Dec 29, 2008

When something touches your emotional side you see nothing else

It is 11:50 in the night, uptill an hour ago and I was raging in anger after seeing the spiced up story posted up on the C2W blog and seeing my comments and comments by those who supported me being deleted on that blog, my mind was constantly speaking with me on what was correct and justified, but just a few moments back I saw a message by rahul242424 on my C2W message board that he by god's blessing's got a 1 month old baby and swear by it that he hasn't done what I pointed out in a recent post.

You know we all value our opinions and always try to stand by it, but for me my opinions are less valuable as compared to my feelings for others. He just by saying that he "swear by his baby" has touched my emotional side, I felt like crying on seeing that message. What I felt was that my soul telling me that please dump this issue you cannot give so much pains to a newly made father, he is undergoing such an important phase in life.

Lets say it was a reason-X that has brought us so much far from human feelings. Nobody knows what this "X" reason was, it can be me forgetting to add enough questions, could be rahul mistakenly deleting my questions, could be a computer error, could be what God desired...anything. I was adamant to carry on with this issue but I am not a sadistic person who gets pleasure by inflicting pain on others. If you give pain to others the thoughts afterwards torture you more than what any physical harm can do.
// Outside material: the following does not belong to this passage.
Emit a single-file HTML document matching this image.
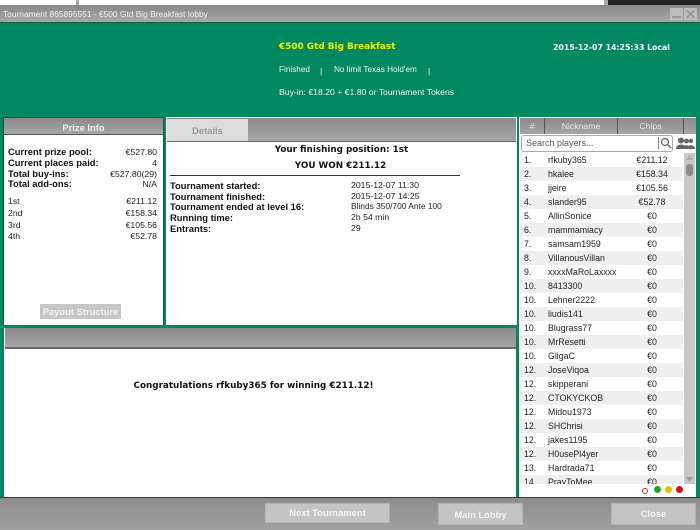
<!DOCTYPE html>
<html><head><meta charset="utf-8">
<style>
html,body{margin:0;padding:0;width:700px;height:530px;overflow:hidden;background:#008860}
body{position:relative;font-family:"Liberation Sans",sans-serif;font-size:9px;color:#111}
div{position:absolute;box-sizing:border-box}
.t{white-space:nowrap;line-height:12px;height:12px}
.b{font-weight:bold;font-size:9.4px}
.v{font-family:"DejaVu Sans",sans-serif;font-weight:bold;font-size:8.8px}
.r{text-align:right}
.c{text-align:center}
.s{font-family:"Liberation Sans",sans-serif;font-size:8.7px;color:#222}
.hd{background:linear-gradient(#8a8a8a,#a6a6a6);}
.w{color:#f0f5f2}
.row{left:0;width:163px;height:14px;line-height:14px;font-family:"Liberation Sans",sans-serif;font-size:8.8px;color:#222}
.row span{position:absolute;top:0;white-space:nowrap}
.n{left:4px}.m{left:28px}.p{left:104px;width:56px;text-align:center}
.alt{background:#efefef}
.btn{background:#c4c4c4;color:#f4f4f4;font-weight:bold;font-size:9.400px;text-align:center;border:1px solid #b4b4b4}
</style></head><body>
<!-- top strip -->
<div style="left:0;top:0;width:700px;height:5px;background:#fff"></div>
<div style="left:76px;top:0;width:3px;height:5px;background:#aaa"></div>
<div style="left:604px;top:0;width:4px;height:5px;background:#aaa"></div>
<div style="left:608px;top:0;width:92px;height:5px;background:#222"></div>
<!-- title bar -->
<div style="left:0;top:5px;width:700px;height:18px;background:linear-gradient(#888,#a8a8a8);border-bottom:1px solid #0a5c42"></div>
<div class="t s" style="left:3px;top:8px;color:#f0f0f0;font-size:8.4px">Tournament 865895551 - €500 Gtd Big Breakfast lobby</div>
<div style="left:670px;top:8px;width:13px;height:12px;background:#bcbcbc"></div>
<div style="left:672px;top:16px;width:9px;height:2px;background:#969696"></div>
<div style="left:684px;top:8px;width:13px;height:12px;background:#bcbcbc"></div>
<svg style="position:absolute;left:684px;top:8px" width="13" height="12"><path d="M3 2.500L10 9.500M10 2.500L3 9.500" stroke="#969696" stroke-width="1.800"/></svg>
<!-- header -->
<div class="t v" style="left:279px;top:41px;color:#f2f200;font-size:8.9px">€500 Gtd Big Breakfast</div>
<div class="t s w" style="left:279px;top:64px;font-size:8.2px">Finished</div>
<div class="t s w" style="left:320px;top:65px">|</div>
<div class="t s w" style="left:334px;top:64px;font-size:8.2px">No limit Texas Hold'em</div>
<div class="t s w" style="left:428px;top:65px">|</div>
<div class="t s w" style="left:279px;top:86px;font-size:8.66px">Buy-in: €18.20 + €1.80 or Tournament Tokens</div>
<div class="t v" style="left:553px;top:42px;color:#fff;font-size:7.8px">2015-12-07 14:25:33 Local</div>

<!-- prize panel -->
<div style="left:3px;top:117px;width:161px;height:208px;background:#fff;border:1px solid #0a5c42;border-bottom:0"></div>
<div class="hd t b c" style="left:4px;top:118px;width:159px;height:17px;line-height:19px;color:#eee;border-bottom:1px solid #555">Prize Info</div>
<div class="t b" style="left:8px;top:146px">Current prize pool:</div><div class="t s r" style="right:543px;top:146px">€527.80</div>
<div class="t b" style="left:8px;top:157px">Current places paid:</div><div class="t s r" style="right:543px;top:157px">4</div>
<div class="t b" style="left:8px;top:168px">Total buy-ins:</div><div class="t s r" style="right:543px;top:168px">€527.80(29)</div>
<div class="t b" style="left:8px;top:178px">Total add-ons:</div><div class="t s r" style="right:543px;top:178px">N/A</div>
<div class="t s" style="left:8px;top:195px">1st</div><div class="t s r" style="right:543px;top:195px">€211.12</div>
<div class="t s" style="left:8px;top:207px">2nd</div><div class="t s r" style="right:543px;top:207px">€158.34</div>
<div class="t s" style="left:8px;top:219px">3rd</div><div class="t s r" style="right:543px;top:219px">€105.56</div>
<div class="t s" style="left:8px;top:230px">4th</div><div class="t s r" style="right:543px;top:230px">€52.78</div>
<div class="t b c" style="left:40px;top:304px;width:81px;height:15px;line-height:16px;background:#c6c6c6;color:#f2f2f2">Payout Structure</div>

<!-- details panel -->
<div style="left:166px;top:117px;width:351px;height:208px;background:#fff"></div>
<div class="hd" style="left:167px;top:118px;width:349px;height:24px;border-bottom:1px solid #666"></div>
<div class="t b c" style="left:167px;top:119px;width:81px;height:22px;line-height:24px;background:#dcdcdc;color:#999">Details</div>
<div class="t v c" style="left:167px;top:144px;width:349px;color:#111">Your finishing position: 1st</div>
<div class="t v c" style="left:196px;top:160px;width:289px;color:#111">YOU WON €211.12</div>
<div style="left:170px;top:175px;width:290px;height:1px;background:#333"></div>
<div class="t b" style="left:170px;top:180px">Tournament started:</div><div class="t s" style="left:351px;top:179px">2015-12-07 11:30</div>
<div class="t b" style="left:170px;top:191px">Tournament finished:</div><div class="t s" style="left:351px;top:190px">2015-12-07 14:25</div>
<div class="t b" style="left:170px;top:201px">Tournament ended at level 16:</div><div class="t s" style="left:351px;top:200px;font-size:8.4px">Blinds 350/700 Ante 100</div>
<div class="t b" style="left:170px;top:212px">Running time:</div><div class="t s" style="left:351px;top:211px">2h 54 min</div>
<div class="t b" style="left:170px;top:223px">Entrants:</div><div class="t s" style="left:351px;top:222px">29</div>

<!-- bottom panel -->
<div style="left:4px;top:328px;width:512px;height:169px;background:#fff"></div>
<div class="hd" style="left:5px;top:328px;width:511px;height:21px;border-bottom:2px solid #666"></div>
<div class="t v c" style="left:0;top:380px;width:507px;color:#111">Congratulations rfkuby365 for winning €211.12!</div>

<!-- right panel -->
<div style="left:519px;top:117px;width:177px;height:380px;background:#fff"></div>
<div class="hd" style="left:520px;top:118px;width:176px;height:16px"></div>
<div class="t s c" style="left:520px;top:120px;width:24px;color:#e8e8e8">#</div>
<div class="t s c" style="left:545px;top:120px;width:72px;color:#e8e8e8">Nickname</div>
<div class="t s c" style="left:618px;top:120px;width:65px;color:#e8e8e8">Chips</div>
<div style="left:544px;top:118px;width:1px;height:16px;background:#555"></div>
<div style="left:617px;top:118px;width:1px;height:16px;background:#555"></div>
<div style="left:683px;top:118px;width:1px;height:16px;background:#555"></div>
<div class="t s" style="left:521px;top:135px;width:152px;height:17px;border:1px solid #aaa;border-radius:3px;background:#fff;line-height:15px;padding-left:4px;color:#555;font-size:9px">Search players...</div>
<div style="left:658px;top:137px;width:1px;height:12px;background:#888"></div>
<svg style="position:absolute;left:660px;top:137px" width="12" height="12"><circle cx="5" cy="5" r="3.500" fill="none" stroke="#666" stroke-width="1.200"/><path d="M7.500 7.500L11 11" stroke="#666" stroke-width="1.400"/></svg>
<svg style="position:absolute;left:676px;top:137px" width="19" height="13"><g fill="#666"><circle cx="15" cy="4" r="2.200"/><path d="M11 12C11 7 19 7 19 12Z"/><circle cx="10.500" cy="4" r="2.500"/><path d="M6.500 12C6.500 7 14.500 7 14.500 12Z"/><circle cx="5" cy="3.500" r="3"/><path d="M0 12C0 6 10 6 10 12Z"/></g></svg>

<div style="left:520px;top:153px;width:163px;height:331px;overflow:hidden;background:#fff">
<div class="row" style="top:0"><span class="n">1.</span><span class="m">rfkuby365</span><span class="p">€211.12</span></div>
<div class="row alt" style="top:14px"><span class="n">2.</span><span class="m">hkalee</span><span class="p">€158.34</span></div>
<div class="row" style="top:28px"><span class="n">3.</span><span class="m">jjeire</span><span class="p">€105.56</span></div>
<div class="row alt" style="top:42px"><span class="n">4.</span><span class="m">slander95</span><span class="p">€52.78</span></div>
<div class="row" style="top:56px"><span class="n">5.</span><span class="m">AllinSonice</span><span class="p">€0</span></div>
<div class="row alt" style="top:70px"><span class="n">6.</span><span class="m">mammamiacy</span><span class="p">€0</span></div>
<div class="row" style="top:84px"><span class="n">7.</span><span class="m">samsam1959</span><span class="p">€0</span></div>
<div class="row alt" style="top:98px"><span class="n">8.</span><span class="m">VillanousVillan</span><span class="p">€0</span></div>
<div class="row" style="top:112px"><span class="n">9.</span><span class="m">xxxxMaRoLaxxxx</span><span class="p">€0</span></div>
<div class="row alt" style="top:126px"><span class="n">10.</span><span class="m">8413300</span><span class="p">€0</span></div>
<div class="row" style="top:140px"><span class="n">10.</span><span class="m">Lehner2222</span><span class="p">€0</span></div>
<div class="row alt" style="top:154px"><span class="n">10.</span><span class="m">liudis141</span><span class="p">€0</span></div>
<div class="row" style="top:168px"><span class="n">10.</span><span class="m">Blugrass77</span><span class="p">€0</span></div>
<div class="row alt" style="top:182px"><span class="n">10.</span><span class="m">MrResetti</span><span class="p">€0</span></div>
<div class="row" style="top:196px"><span class="n">10.</span><span class="m">GligaC</span><span class="p">€0</span></div>
<div class="row alt" style="top:210px"><span class="n">12.</span><span class="m">JoseViqoa</span><span class="p">€0</span></div>
<div class="row" style="top:224px"><span class="n">12.</span><span class="m">skipperani</span><span class="p">€0</span></div>
<div class="row alt" style="top:238px"><span class="n">12.</span><span class="m">CTOKYCKOB</span><span class="p">€0</span></div>
<div class="row" style="top:252px"><span class="n">12.</span><span class="m">Midou1973</span><span class="p">€0</span></div>
<div class="row alt" style="top:266px"><span class="n">12.</span><span class="m">SHChrisi</span><span class="p">€0</span></div>
<div class="row" style="top:280px"><span class="n">12.</span><span class="m">jakes1195</span><span class="p">€0</span></div>
<div class="row alt" style="top:294px"><span class="n">12.</span><span class="m">H0usePl4yer</span><span class="p">€0</span></div>
<div class="row" style="top:308px"><span class="n">13.</span><span class="m">Hardrada71</span><span class="p">€0</span></div>
<div class="row alt" style="top:322px"><span class="n">14.</span><span class="m">PrayToMee</span><span class="p">€0</span></div>
</div>
<!-- scrollbar -->
<div style="left:684px;top:153px;width:11px;height:331px;background:#c8c8c8"></div>
<svg style="position:absolute;left:684px;top:153px" width="11" height="10"><path d="M5.500 2L9 7H2Z" fill="#aaa"/></svg>
<div style="left:686px;top:164px;width:7px;height:12px;background:#8c8c8c;border-radius:3px"></div>
<svg style="position:absolute;left:684px;top:474px" width="11" height="10"><path d="M5.500 8L9 3H2Z" fill="#999"/></svg>
<!-- dots -->
<div style="left:642px;top:488px;width:6px;height:6px;border-radius:50%;border:1.500px solid #d22;background:#fff"></div>
<div style="left:654px;top:486px;width:7px;height:7px;border-radius:50%;background:#1fa81f"></div>
<div style="left:665px;top:486px;width:7px;height:7px;border-radius:50%;background:#e0c400"></div>
<div style="left:676px;top:486px;width:7px;height:7px;border-radius:50%;background:#d80f0f"></div>

<!-- footer -->
<div style="left:0;top:497px;width:700px;height:33px;background:linear-gradient(#8c8c8c,#a0a0a0);border-top:1px solid #0a4c36"></div>
<div class="btn" style="left:265px;top:503px;width:125px;height:20px;line-height:18px">Next Tournament</div>
<div class="btn" style="left:438px;top:503px;width:85px;height:22px;line-height:21px">Main Lobby</div>
<div class="btn" style="left:611px;top:503px;width:85px;height:22px;line-height:20px">Close</div>
</body></html>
Now after seeing his message I have replied him back and now my conscience is speaking to me like "oh Rahul please come online and see my message, I dont want to make you upset". And seriously I feel like I am too tired and want to sit on a chair, but the chair is adorned with many needles(just comparing the state of my mind at present).

Lets all pledge to be more amicable and frank in our life, Problems should be taken into consideration as soon as they occur, if they are given time to develop then it would even take more time to bridge(eliminate) them together.

Now I really want to give the prizes I won to rahul, earlier it was as a feeling of attitude, now it is more as a feeling of gratitude and my hearty wishes for his newborn baby.

phew!!, I am too tired to type more, my vexed mind needs some time to relax, it feels like my brain is just tearing apart, so much pain that it's unbearable, really!